Prof Merete Nordentoft
Professor, director of research, CORE- Copenhagen Research Centre for Mental Health, Copenhagen University Hospital, Denmark
She has worked with early intervention in psychosis since 1996, when she started to plan the first OPUS I trial. She successfully achieved state funding for this trial, which was the hitherto largest RCT testing the effect of specialized assertive Early Intervention Services. OPUS treatment was clearly superior to standard treatment with regard to psychotic and negative symptoms, substance abuse, level of functioning, adherence to medication, user’s and caregiver’s satisfaction with treatment, and use of bed days. A health economic analyses showed that treatment was cheaper and better and that the savings were clear even when taking the costs of the intensive out-patients treatment into account. The OPUS I trial was the largest study in the meta-analysis (Correll et al), Jama Psych 2018. Participants in the OPUS trial were followed up after one, two, five and 10 years, and a 20 years follow-up is currently conducted. The long-term follow-up studies gave new insight in the long-term prognosis of patients with first episode psychosis.

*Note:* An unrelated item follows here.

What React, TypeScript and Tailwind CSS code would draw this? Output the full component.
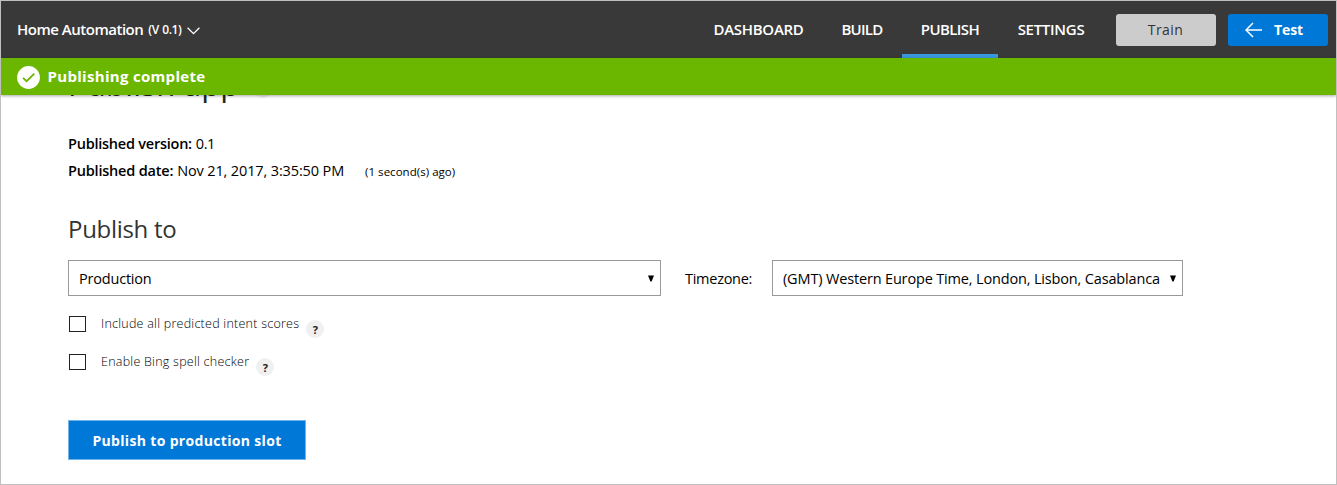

Besides the OPUS trials she was PI for many large randomized clinical trials, evaluating the effect of lifestyle interventions, neurocognitive and social cognitive remediation, individual placement and support, dialectic behavioral therapy, assertive outreach to people who attempted suicide. She has worked with suicide prevention at a national level since 1997, focusing especially on suicide in schizophrenia, and suicides shortly after discharge from inpatient stay. Together with a group of epidemiologists from Nordic countries, she has proved that life expectancy in schizophrenia is 15 to 20 years shorter than in the general population.
She initiated the large Danish High Risk and Resilience Study VIA 7, and the first follow-up wave VIA 11 are important parts of iPSYCH. She made an important contribution to the field by investigating the difficulties for children born to parents with schizophrenia. The results of the VIA 7 study showed that already at age seven, children of parents with schizophrenia were more likely to have poor neurocognitive performance, poor social performance, poor motor function, more externalizing and internalizing symptoms and more psychotic experiences. They also more often lived in inappropriate home environment.